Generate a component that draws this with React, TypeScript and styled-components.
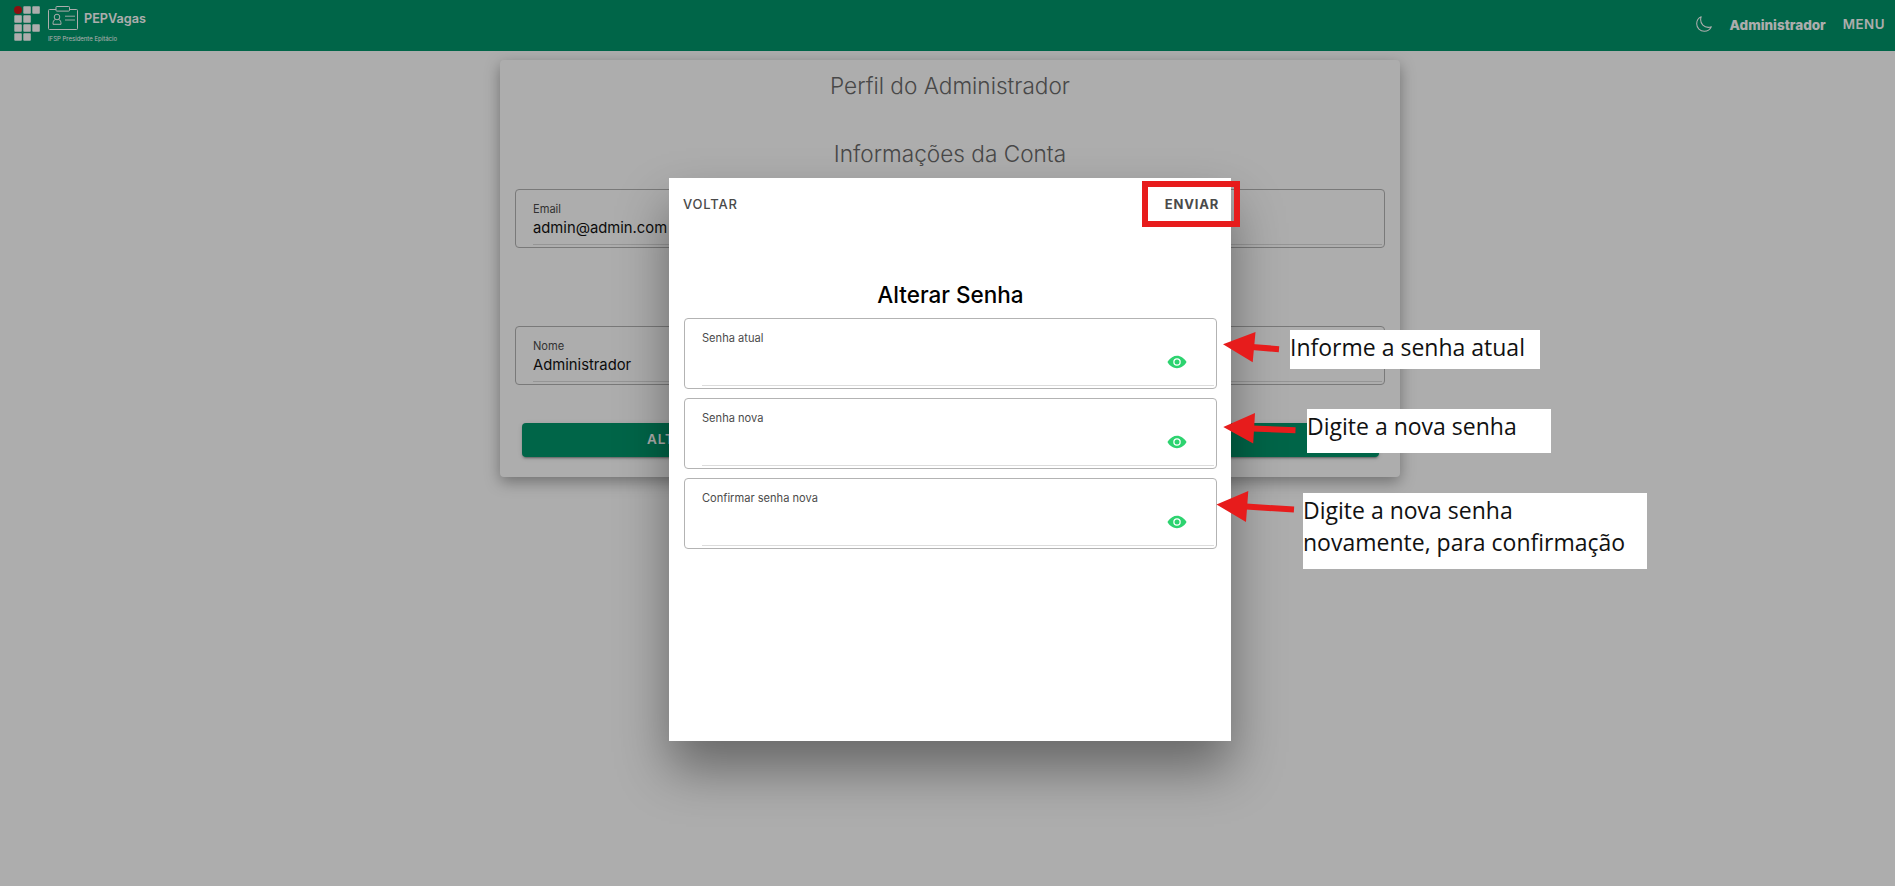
import React from "react";
import styled, { createGlobalStyle } from "styled-components";

const Global = createGlobalStyle`
  *, *::before, *::after { box-sizing: border-box; }
  body { margin: 0; background: #fff; overflow: hidden; font-family: Inter, "Liberation Sans", sans-serif; }
  button { font: inherit; border: 0; background: none; padding: 0; margin: 0; }
  h1, h2 { margin: 0; }
`;

const Page = styled.div`
  position: relative;
  width: 1895px;
  height: 886px;
  overflow: hidden;
`;

const Header = styled.header`
  height: 51px;
  padding: 0 10px 0 14px;
  display: flex;
  justify-content: space-between;
  background: #00966b;
  color: #fff;
`;

const Brand = styled.div`
  display: flex;
  gap: 8px;
  padding-top: 6px;
`;

const BrandText = styled.div`
  display: flex;
  flex-direction: column;
`;

const BrandRow = styled.div`
  display: flex;
  gap: 6px;
  height: 25px;
`;

const BrandName = styled.span`
  font-size: 12.700px;
  line-height: 25px;
  font-weight: 600;
`;

const BrandCampus = styled.span`
  font-size: 6px;
  line-height: 15px;
`;

const HeaderActions = styled.div`
  display: flex;
  align-items: center;
  height: 47px;
`;

const UserName = styled.span`
  margin: 2px 17px 0 17px;
  font-size: 13.500px;
  font-weight: 800;
`;

const MenuButton = styled.button`
  color: #fff;
  font-size: 13.300px;
  font-weight: 600;
  letter-spacing: 0.5px;
`;

const Card = styled.main`
  width: 900px;
  height: 417px;
  margin: 9px 0 0 500px;
  padding: 9px 15px 0;
  border-radius: 4px;
  background: #fff;
  box-shadow: 0 5px 15px rgba(0, 0, 0, 0.35);
`;

const SectionTitle = styled.h1<{ $gap: number }>`
  height: 34px;
  margin-bottom: ${(p) => p.$gap}px;
  text-align: center;
  font-size: 22.600px;
  line-height: 34px;
  font-weight: 300;
  color: #6a6a6a;
`;

const Field = styled.div<{ $height: number; $gap: number }>`
  height: ${(p) => p.$height}px;
  margin-bottom: ${(p) => p.$gap}px;
  padding: 12px 2px 2px 17px;
  border: 1px solid #b3b3b3;
  border-radius: 4px;
  display: flex;
`;

const FieldBody = styled.div`
  flex: 1;
  display: flex;
  flex-direction: column;
  border-bottom: 1px solid #dcdcdc;
`;

const FieldLabel = styled.label`
  font-size: 11.100px;
  line-height: 14px;
  color: #4b4b4b;
`;

const FieldValue = styled.span`
  font-size: 14.800px;
  line-height: 25px;
  color: #111;
`;

const ButtonBar = styled.div`
  height: 34px;
  margin: 0 6px 0 7px;
  display: flex;
  border-radius: 4px;
  background: #00966b;
  box-shadow: 0 3px 1px -2px rgba(0, 0, 0, 0.2), 0 2px 2px rgba(0, 0, 0, 0.14), 0 1px 5px rgba(0, 0, 0, 0.12);
`;

const CardButton = styled.button`
  flex: 1;
  padding: 0 0 2px 125px;
  text-align: left;
  color: #fff;
  font-size: 13.500px;
  font-weight: 600;
  letter-spacing: 0.84px;
`;

const Backdrop = styled.div`
  position: absolute;
  inset: 0;
  padding: 178px 0 0 669px;
  background: rgba(0, 0, 0, 0.32);
`;

const Dialog = styled.section`
  width: 562px;
  height: 563px;
  padding: 0 14px 0 15px;
  background: #fff;
  box-shadow: 0 28px 48px rgba(0, 0, 0, 0.4);
`;

const DialogToolbar = styled.div`
  height: 52px;
  padding-bottom: 1px;
  display: flex;
  justify-content: space-between;
  align-items: center;
`;

const ToolbarButton = styled.button<{ $strong?: boolean }>`
  color: #4a4a4a;
  font-size: 13px;
  font-weight: ${(p) => (p.$strong ? 700 : 500)};
  letter-spacing: 0.8px;
  margin: ${(p) => (p.$strong ? "0 -2px 0 0" : "0 0 0 -1px")};
`;

const DialogTitle = styled.h2`
  height: 34px;
  margin: 48px 0 6px;
  line-height: 34px;
  text-align: center;
  font-size: 22.500px;
  font-weight: 500;
  color: #000;
`;

const EyeButton = styled.button`
  width: 20px;
  height: 20px;
  margin: 7px 27px 0 auto;
  display: flex;
`;

const Annotations = styled.div`
  position: absolute;
  inset: 0;
  pointer-events: none;
`;

const Highlight = styled.div`
  position: absolute;
  left: 1142px;
  top: 180.500px;
  width: 97.500px;
  height: 46.500px;
  border: 6px solid #e71c1c;
`;

const ArrowLayer = styled.svg`
  position: absolute;
  left: 0;
  top: 0;
`;

const Note = styled.div<{ $x: number; $y: number; $w: number; $h: number }>`
  position: absolute;
  left: ${(p) => p.$x}px;
  top: ${(p) => p.$y}px;
  width: ${(p) => p.$w}px;
  height: ${(p) => p.$h}px;
  padding: 1px 0 0;
  background: #fff;
  color: #111;
  font-family: "Open Sans", "Noto Sans", sans-serif;
  font-size: 23px;
  line-height: 32px;
  white-space: nowrap;
`;

const cells = [
  [1, 0], [2, 0], [0, 1], [1, 1], [0, 2], [1, 2], [2, 2], [0, 3], [1, 3],
];

const CampusLogo = () => (
  <svg width="26" height="36" viewBox="0 0 26 36">
    <circle cx="4" cy="4" r="4" fill="#cd1719" />
    {cells.map(([c, r]) => (
      <rect key={`${c}-${r}`} x={c * 9 + 0.3} y={r * 9 + 0.3} width="7.5" height="7.5" rx="0.8" fill="#fff" />
    ))}
  </svg>
);

const BadgeIcon = () => (
  <svg width="30" height="25" viewBox="0 0 30 25" fill="none" stroke="#fff" strokeWidth="1">
    <path d="M8 3.5H1.5a1 1 0 0 0-1 1v18a1 1 0 0 0 1 1h27a1 1 0 0 0 1-1v-18a1 1 0 0 0-1-1H22" />
    <rect x="8" y="0.5" width="13.5" height="4.6" rx="0.8" />
    <circle cx="9" cy="11" r="2.8" />
    <path d="M7.4 13.4c-2 .7-2.4 2.3-2.4 4.9h8c0-2.6-.4-4.2-2.4-4.9" />
    <path d="M17 10.2h10M17 14h10" strokeWidth="0.9" />
  </svg>
);

const MoonIcon = () => (
  <svg width="18" height="18" viewBox="0 0 512 512" fill="none" stroke="#fff" strokeWidth="30" strokeLinejoin="round">
    <path d="M160 136c0-30.620 4.510-61.610 16-88C99.570 81.270 48 159.320 48 248c0 119.290 96.710 216 216 216 88.680 0 166.730-51.570 200-128-26.390 11.490-57.380 16-88 16-119.290 0-216-96.710-216-216z" />
  </svg>
);

const EyeIcon = () => (
  <svg width="20" height="20" viewBox="0 0 512 512" fill="#2dd36f">
    <circle cx="256" cy="256" r="64" />
    <path d="M490.840 238.600c-26.460-40.920-60.790-75.680-99.270-100.530C349 110.550 302 96 255.660 96c-42.520 0-84.330 12.150-124.270 36.110-40.730 24.430-77.630 60.120-109.680 106.070a31.920 31.920 0 0 0-.64 35.540c26.410 41.330 60.400 76.140 98.280 100.650C162 402 207.900 416 255.660 416c46.710 0 93.810-14.430 136.200-41.720 38.460-24.770 72.720-59.660 99.080-100.920a32.200 32.200 0 0 0-.1-34.760zM256 352a96 96 0 1 1 96-96 96.110 96.110 0 0 1-96 96z" />
  </svg>
);

const AccountField = ({ label, value, gap }: { label: string; value: string; gap: number }) => (
  <Field $height={59} $gap={gap}>
    <FieldBody>
      <FieldLabel>{label}</FieldLabel>
      <FieldValue>{value}</FieldValue>
    </FieldBody>
  </Field>
);

const PasswordField = ({ label }: { label: string }) => (
  <Field $height={71} $gap={9}>
    <FieldBody>
      <FieldLabel>{label}</FieldLabel>
      <EyeButton aria-label="Mostrar senha">
        <EyeIcon />
      </EyeButton>
    </FieldBody>
  </Field>
);

export default function App() {
  return (
    <Page>
      <Global />
      <Header>
        <Brand>
          <CampusLogo />
          <BrandText>
            <BrandRow>
              <BadgeIcon />
              <BrandName>PEPVagas</BrandName>
            </BrandRow>
            <BrandCampus>IFSP Presidente Epitácio</BrandCampus>
          </BrandText>
        </Brand>
        <HeaderActions>
          <MoonIcon />
          <UserName>Administrador</UserName>
          <MenuButton>MENU</MenuButton>
        </HeaderActions>
      </Header>

      <Card>
        <SectionTitle $gap={34}>Perfil do Administrador</SectionTitle>
        <SectionTitle $gap={18}>Informações da Conta</SectionTitle>
        <AccountField label="Email" value="admin@admin.com" gap={78} />
        <AccountField label="Nome" value="Administrador" gap={38} />
        <ButtonBar>
          <CardButton>ALTERAR SENHA</CardButton>
          <CardButton aria-label="Salvar" />
        </ButtonBar>
      </Card>

      <Backdrop>
        <Dialog role="dialog" aria-label="Alterar Senha">
          <DialogToolbar>
            <ToolbarButton>VOLTAR</ToolbarButton>
            <ToolbarButton $strong>ENVIAR</ToolbarButton>
          </DialogToolbar>
          <DialogTitle>Alterar Senha</DialogTitle>
          <PasswordField label="Senha atual" />
          <PasswordField label="Senha nova" />
          <PasswordField label="Confirmar senha nova" />
        </Dialog>
      </Backdrop>

      <Annotations>
        <Highlight />
        <ArrowLayer width="1895" height="886" fill="#e71c1c" stroke="#e71c1c">
          <path stroke="none" d="M1223 344.3L1255.5 332L1252.7 362.2zM1223.3 427L1255 413L1253.2 443.5zM1216.5 504.5L1248.3 491L1246 522z" />
          <path strokeWidth="6" d="M1252 347L1279 349.2M1252 428.4L1295.5 430.3M1246 506.6L1294 509.6" />
        </ArrowLayer>
        <Note $x={1290} $y={330} $w={250} $h={39}>Informe a senha atual</Note>
        <Note $x={1307} $y={409} $w={244} $h={44}>Digite a nova senha</Note>
        <Note $x={1303} $y={493} $w={344} $h={76}>
          Digite a nova senha
          <br />
          novamente, para confirmação
        </Note>
      </Annotations>
    </Page>
  );
}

────────────────────────────────────────

■ Exercise details ■
Count the lines in the material above where the string "components" appears, then state only that count.

■ Result ■
2